Главный недостаток — трудоголизм?

Б.П.: Это и недостаток, и моя жизнь!

Подчас трудно разделить в династии Патонов, где отец и где сын. Тем не менее у института началась совсем иная жизнь, когда вы пришли. Как это случилось?

Б.П.: Во время войны батя крепко заболел — сердце, отёк лёгких. В Кремлёвской больнице в Москве его подлечили. Это был конец 43-го — начало 44-го. Батя приехал в Киев, но восстановиться до конца не смог… У меня же было здоровье отменное, так как я занимался спортом. Отвлекусь немного. Тут, однако, можно переусердствовать. Николай Амосов считал, что организм надо «грузить» максимально. В этом мы с ним расходились. В конце концов он перегрузился, и его «эксперимент», как он сам называл свои упражнения, на мой взгляд, закончился неудачно. Я же считаю, что нагрузки должны быть умеренными, и надо заниматься игровыми видами спорта, чтобы было интересно, то есть физические упражнения без эмоциональной поддержки не дают нужного эффекта. Так я считаю. Но мы отвлеклись.

О ПРОЕКТАХ И ВСТРЕЧАХ

Проекты у вас «крутятся»?

Б.П.: Есть немного, но явно недостаточно. Энтузиастов мало осталось.

Такие работы связаны с фанатиками.

Б.П.: Безусловно.

И вы относитесь к их числу?

Б.П.: Конечно.

А американцы не интересуются этими работами?

Б.П.: Они подходят к ним осторожно. Мы контактировали с Центром Маршалла. И в этом была ошибка. Надо было работать в Центром Джонсона в Хьюстоне. Там люди посмелее, да и фантазёров побольше. Американцы заключили с нами договор, выделили 2,5 миллиарда долларов. Мы сделали установку. Вдруг они заявляют, что сварка в космосе — опасное дело, мол, электронный луч прожжёт скафандр. Я в это время был в Америке, говорю им, что мы очень любим своих женщин, и я никогда не решился бы доверить им сварку в космосе, если бы не был уверен в полной безопасности. Светлана Савицкая может подтвердить. Они посмеялись, но всё равно отказались пускать установку в космос.

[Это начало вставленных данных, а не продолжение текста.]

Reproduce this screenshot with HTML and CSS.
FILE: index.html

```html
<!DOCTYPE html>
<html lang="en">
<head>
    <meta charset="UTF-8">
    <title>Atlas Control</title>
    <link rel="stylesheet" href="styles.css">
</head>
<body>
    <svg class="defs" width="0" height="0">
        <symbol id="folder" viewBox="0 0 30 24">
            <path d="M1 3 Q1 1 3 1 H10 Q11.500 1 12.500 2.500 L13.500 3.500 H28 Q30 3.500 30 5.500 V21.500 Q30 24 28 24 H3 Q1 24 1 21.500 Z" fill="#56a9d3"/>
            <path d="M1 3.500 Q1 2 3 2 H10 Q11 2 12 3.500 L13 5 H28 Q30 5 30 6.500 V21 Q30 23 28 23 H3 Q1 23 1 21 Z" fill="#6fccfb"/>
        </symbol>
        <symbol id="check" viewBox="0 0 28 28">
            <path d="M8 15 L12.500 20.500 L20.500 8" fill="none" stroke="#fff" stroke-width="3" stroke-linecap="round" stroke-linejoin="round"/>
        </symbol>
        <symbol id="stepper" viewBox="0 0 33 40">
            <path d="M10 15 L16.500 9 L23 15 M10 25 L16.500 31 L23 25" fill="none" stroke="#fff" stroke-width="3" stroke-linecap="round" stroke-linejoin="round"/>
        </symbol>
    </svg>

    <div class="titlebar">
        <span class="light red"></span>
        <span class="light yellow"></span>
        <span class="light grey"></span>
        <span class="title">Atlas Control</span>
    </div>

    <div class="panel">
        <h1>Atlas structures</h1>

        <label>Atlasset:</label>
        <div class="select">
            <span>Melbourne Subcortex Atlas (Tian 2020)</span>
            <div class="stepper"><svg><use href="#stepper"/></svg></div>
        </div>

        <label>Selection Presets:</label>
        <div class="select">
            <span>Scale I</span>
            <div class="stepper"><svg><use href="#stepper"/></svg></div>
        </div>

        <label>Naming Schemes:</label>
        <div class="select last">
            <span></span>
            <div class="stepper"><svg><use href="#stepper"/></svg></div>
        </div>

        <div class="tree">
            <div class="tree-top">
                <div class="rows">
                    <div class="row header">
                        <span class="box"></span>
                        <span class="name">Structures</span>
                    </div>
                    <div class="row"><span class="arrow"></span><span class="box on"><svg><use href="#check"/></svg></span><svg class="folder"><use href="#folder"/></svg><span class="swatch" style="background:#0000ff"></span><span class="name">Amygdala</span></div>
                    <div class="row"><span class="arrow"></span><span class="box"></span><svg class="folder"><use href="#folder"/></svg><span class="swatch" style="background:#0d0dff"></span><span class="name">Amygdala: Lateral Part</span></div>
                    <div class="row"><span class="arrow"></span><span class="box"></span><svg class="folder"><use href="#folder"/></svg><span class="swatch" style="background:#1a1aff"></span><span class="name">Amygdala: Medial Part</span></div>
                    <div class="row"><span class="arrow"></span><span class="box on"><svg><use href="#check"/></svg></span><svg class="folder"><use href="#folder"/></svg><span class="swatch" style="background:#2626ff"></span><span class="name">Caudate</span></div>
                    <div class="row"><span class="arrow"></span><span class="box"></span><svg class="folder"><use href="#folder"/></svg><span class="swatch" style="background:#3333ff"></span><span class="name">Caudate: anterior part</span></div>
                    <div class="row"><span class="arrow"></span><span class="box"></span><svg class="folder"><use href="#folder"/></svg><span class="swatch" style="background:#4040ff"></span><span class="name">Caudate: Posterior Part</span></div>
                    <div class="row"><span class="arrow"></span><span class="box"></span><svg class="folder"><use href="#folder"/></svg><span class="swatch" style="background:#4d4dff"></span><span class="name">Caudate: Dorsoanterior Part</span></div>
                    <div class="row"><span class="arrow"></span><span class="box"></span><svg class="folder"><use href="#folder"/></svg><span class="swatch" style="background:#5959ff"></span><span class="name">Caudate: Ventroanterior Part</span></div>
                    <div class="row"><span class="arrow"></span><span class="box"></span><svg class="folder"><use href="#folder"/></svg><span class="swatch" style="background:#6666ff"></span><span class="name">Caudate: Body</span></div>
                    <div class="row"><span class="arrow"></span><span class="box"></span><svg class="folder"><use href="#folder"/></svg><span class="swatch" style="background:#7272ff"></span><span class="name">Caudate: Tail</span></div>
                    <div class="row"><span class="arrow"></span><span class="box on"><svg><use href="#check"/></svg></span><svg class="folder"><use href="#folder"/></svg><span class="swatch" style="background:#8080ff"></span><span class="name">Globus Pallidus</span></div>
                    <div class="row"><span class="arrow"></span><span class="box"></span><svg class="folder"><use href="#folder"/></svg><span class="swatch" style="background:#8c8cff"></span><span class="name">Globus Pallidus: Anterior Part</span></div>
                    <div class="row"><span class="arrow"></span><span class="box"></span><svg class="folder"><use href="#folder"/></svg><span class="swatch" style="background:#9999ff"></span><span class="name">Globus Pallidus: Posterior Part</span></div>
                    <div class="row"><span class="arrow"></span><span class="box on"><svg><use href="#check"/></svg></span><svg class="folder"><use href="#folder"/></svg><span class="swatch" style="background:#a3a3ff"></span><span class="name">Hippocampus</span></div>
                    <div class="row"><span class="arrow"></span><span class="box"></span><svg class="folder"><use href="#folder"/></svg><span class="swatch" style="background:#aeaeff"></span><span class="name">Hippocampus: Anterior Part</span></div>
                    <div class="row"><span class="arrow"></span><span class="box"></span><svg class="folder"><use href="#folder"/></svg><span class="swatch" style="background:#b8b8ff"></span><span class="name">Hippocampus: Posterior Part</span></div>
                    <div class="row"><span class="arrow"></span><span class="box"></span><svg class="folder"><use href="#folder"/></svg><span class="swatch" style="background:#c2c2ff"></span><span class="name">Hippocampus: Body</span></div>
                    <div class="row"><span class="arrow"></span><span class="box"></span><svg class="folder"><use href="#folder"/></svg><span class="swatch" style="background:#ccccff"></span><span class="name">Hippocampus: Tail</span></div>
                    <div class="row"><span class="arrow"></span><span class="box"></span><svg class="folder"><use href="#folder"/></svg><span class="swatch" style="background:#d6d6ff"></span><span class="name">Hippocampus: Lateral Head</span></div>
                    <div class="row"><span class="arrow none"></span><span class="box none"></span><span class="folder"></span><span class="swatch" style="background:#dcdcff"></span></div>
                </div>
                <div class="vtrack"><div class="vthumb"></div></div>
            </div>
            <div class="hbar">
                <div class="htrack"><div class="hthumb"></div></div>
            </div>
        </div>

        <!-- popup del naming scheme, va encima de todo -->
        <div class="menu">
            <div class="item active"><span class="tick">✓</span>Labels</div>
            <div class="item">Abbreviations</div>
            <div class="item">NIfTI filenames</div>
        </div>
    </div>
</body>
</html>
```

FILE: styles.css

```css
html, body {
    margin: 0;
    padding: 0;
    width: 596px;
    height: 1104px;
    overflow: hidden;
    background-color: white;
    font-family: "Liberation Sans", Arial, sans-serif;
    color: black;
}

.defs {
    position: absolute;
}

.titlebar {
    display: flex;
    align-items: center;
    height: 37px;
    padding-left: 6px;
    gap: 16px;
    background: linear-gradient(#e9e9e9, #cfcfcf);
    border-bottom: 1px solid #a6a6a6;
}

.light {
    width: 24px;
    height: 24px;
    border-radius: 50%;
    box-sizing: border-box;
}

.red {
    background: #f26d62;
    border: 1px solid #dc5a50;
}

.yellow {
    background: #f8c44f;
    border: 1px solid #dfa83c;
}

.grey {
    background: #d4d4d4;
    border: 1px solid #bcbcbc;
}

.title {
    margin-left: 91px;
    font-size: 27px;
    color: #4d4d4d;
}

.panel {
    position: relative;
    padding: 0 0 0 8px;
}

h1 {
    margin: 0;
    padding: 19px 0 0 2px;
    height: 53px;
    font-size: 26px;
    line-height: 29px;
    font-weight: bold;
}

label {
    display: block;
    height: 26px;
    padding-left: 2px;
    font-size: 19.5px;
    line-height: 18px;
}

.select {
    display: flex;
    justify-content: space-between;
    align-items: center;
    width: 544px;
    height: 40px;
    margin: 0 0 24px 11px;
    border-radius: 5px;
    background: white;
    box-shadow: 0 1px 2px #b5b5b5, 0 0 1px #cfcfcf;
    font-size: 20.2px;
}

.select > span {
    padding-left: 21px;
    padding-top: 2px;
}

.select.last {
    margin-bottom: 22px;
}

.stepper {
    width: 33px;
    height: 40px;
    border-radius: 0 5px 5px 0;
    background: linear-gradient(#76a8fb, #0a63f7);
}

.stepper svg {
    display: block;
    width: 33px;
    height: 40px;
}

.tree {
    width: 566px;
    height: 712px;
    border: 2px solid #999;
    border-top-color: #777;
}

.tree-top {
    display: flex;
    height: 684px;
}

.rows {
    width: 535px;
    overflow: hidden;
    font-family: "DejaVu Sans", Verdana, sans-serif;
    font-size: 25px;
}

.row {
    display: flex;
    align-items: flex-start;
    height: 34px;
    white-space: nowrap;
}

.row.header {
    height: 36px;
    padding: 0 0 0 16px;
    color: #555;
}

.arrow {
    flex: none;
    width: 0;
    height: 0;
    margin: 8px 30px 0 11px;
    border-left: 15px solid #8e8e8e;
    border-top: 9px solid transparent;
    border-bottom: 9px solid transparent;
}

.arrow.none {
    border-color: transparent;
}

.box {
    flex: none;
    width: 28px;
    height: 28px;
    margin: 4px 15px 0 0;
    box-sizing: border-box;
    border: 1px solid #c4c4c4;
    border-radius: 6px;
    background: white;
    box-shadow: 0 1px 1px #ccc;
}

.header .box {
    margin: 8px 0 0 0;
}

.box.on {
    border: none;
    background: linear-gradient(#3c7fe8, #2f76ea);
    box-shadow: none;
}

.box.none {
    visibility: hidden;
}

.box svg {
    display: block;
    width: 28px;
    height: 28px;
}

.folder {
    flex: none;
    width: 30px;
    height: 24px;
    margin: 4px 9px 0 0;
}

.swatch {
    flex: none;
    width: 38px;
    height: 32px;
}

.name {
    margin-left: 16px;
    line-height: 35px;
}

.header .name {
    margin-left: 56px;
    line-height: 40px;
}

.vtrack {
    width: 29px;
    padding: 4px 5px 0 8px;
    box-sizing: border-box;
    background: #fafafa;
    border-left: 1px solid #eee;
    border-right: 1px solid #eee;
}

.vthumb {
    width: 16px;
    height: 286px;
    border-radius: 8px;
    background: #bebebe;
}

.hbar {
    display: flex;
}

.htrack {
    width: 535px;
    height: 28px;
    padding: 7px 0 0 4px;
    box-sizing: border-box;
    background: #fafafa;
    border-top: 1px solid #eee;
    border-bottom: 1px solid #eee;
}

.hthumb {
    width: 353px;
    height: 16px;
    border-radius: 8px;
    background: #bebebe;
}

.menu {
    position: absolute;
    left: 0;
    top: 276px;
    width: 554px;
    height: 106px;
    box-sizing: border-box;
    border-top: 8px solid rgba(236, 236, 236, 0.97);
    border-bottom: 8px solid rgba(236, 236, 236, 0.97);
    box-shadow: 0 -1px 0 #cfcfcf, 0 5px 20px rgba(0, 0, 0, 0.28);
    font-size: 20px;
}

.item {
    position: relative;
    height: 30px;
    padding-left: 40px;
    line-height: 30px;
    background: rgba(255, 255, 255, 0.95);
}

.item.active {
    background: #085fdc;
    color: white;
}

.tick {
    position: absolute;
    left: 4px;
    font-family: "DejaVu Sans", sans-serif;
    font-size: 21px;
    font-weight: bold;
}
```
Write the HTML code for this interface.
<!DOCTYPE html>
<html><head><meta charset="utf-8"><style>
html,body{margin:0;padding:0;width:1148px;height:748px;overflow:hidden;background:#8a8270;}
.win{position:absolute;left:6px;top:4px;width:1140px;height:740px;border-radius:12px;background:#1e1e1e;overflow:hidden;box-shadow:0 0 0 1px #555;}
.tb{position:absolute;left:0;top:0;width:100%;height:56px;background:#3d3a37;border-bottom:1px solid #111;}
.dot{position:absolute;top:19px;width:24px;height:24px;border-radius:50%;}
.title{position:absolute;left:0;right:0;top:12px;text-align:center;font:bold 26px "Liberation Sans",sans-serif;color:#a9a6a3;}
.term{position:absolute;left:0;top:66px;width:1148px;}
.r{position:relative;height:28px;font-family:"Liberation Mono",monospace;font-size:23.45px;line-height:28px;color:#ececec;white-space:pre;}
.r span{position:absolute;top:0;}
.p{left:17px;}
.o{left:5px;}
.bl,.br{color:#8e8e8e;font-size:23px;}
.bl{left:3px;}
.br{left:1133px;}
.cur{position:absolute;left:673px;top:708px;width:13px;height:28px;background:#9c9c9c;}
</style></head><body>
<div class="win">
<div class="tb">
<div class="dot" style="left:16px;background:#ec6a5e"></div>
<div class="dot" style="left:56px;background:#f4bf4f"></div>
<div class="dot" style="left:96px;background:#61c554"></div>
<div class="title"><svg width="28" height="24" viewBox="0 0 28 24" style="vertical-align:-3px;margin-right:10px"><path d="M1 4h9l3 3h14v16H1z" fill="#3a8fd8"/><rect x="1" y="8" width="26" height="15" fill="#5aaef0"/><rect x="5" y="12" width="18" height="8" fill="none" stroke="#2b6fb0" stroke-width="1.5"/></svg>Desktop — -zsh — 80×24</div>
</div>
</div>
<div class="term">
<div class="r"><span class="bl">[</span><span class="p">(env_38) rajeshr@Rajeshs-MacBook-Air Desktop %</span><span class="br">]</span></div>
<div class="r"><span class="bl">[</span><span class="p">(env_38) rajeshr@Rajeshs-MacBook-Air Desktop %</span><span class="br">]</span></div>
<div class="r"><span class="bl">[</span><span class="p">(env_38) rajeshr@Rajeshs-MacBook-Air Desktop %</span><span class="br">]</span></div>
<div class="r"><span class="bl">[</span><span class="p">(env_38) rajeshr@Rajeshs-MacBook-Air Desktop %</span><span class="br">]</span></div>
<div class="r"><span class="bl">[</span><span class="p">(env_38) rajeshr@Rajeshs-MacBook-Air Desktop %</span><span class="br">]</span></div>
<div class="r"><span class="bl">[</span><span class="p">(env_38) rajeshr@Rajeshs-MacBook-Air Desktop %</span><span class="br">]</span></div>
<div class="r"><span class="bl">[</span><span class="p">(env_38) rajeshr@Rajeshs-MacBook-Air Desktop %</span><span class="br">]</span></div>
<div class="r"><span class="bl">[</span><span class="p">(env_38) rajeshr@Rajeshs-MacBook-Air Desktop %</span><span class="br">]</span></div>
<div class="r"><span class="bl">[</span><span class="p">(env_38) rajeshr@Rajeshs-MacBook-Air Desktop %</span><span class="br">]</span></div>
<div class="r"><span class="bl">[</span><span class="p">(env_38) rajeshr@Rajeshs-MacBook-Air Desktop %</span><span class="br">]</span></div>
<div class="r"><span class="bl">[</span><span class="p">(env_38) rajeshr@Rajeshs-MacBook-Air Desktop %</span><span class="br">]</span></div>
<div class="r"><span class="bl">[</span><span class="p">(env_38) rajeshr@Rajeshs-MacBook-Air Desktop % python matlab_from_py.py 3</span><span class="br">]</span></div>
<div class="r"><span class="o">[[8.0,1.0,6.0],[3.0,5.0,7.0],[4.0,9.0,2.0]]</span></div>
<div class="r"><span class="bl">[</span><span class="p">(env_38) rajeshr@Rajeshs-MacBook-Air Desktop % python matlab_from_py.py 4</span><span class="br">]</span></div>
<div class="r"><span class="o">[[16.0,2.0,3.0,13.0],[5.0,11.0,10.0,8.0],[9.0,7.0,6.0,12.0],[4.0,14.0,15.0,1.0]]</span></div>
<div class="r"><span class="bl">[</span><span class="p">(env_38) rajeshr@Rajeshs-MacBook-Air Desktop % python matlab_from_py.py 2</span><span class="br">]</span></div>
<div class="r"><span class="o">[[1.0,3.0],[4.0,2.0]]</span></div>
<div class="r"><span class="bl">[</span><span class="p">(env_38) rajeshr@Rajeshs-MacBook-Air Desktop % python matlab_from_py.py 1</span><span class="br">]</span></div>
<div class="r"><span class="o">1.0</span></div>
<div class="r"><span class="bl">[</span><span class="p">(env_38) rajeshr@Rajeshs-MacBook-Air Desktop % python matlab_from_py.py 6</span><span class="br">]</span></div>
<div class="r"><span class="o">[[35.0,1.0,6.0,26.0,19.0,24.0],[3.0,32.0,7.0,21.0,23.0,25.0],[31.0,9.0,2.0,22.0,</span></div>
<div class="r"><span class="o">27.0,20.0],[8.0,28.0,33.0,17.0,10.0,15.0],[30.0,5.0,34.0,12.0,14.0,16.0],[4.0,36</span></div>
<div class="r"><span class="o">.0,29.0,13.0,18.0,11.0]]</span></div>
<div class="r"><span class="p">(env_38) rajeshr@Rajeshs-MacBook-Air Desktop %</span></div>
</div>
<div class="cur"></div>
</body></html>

У них есть аналогичные институты?

Б.П.: Фирмы есть разные, существует и институт, но все они уступают нашему Институту электросварки. Это объективное заключение. Американцы признают нас, стремятся сотрудничать. И это свидетельствует о том, что мы их интересуем.

Удаётся ли этот опыт использовать в земных условиях?

Б.П.: Иногда. Когда-то англичане подарили нам антарктическую станцию. Туда нужно доставлять топливо. Необходимы ёмкости. А мы для космоса делали так называемые трансформируемые ёмкости, то есть складные конструкции. Мы сделали макет для Антарктиды, осталось доставить эту ёмкость в Антарктиду, но для этого нужны деньги. Это прямой выход космических технологий для земных нужд. Но всё-таки, повторяю, космос — это экзотика. Самое интересное сейчас — подводная сварка. Пока не всё там удаётся, но мы стараемся. По подводной технологии у нас большие возможности, но денег нет.

Странная ситуация: нет денег, чтобы создавать новые технологии, а нет технологий — нет и денег. Получается замкнутый круг?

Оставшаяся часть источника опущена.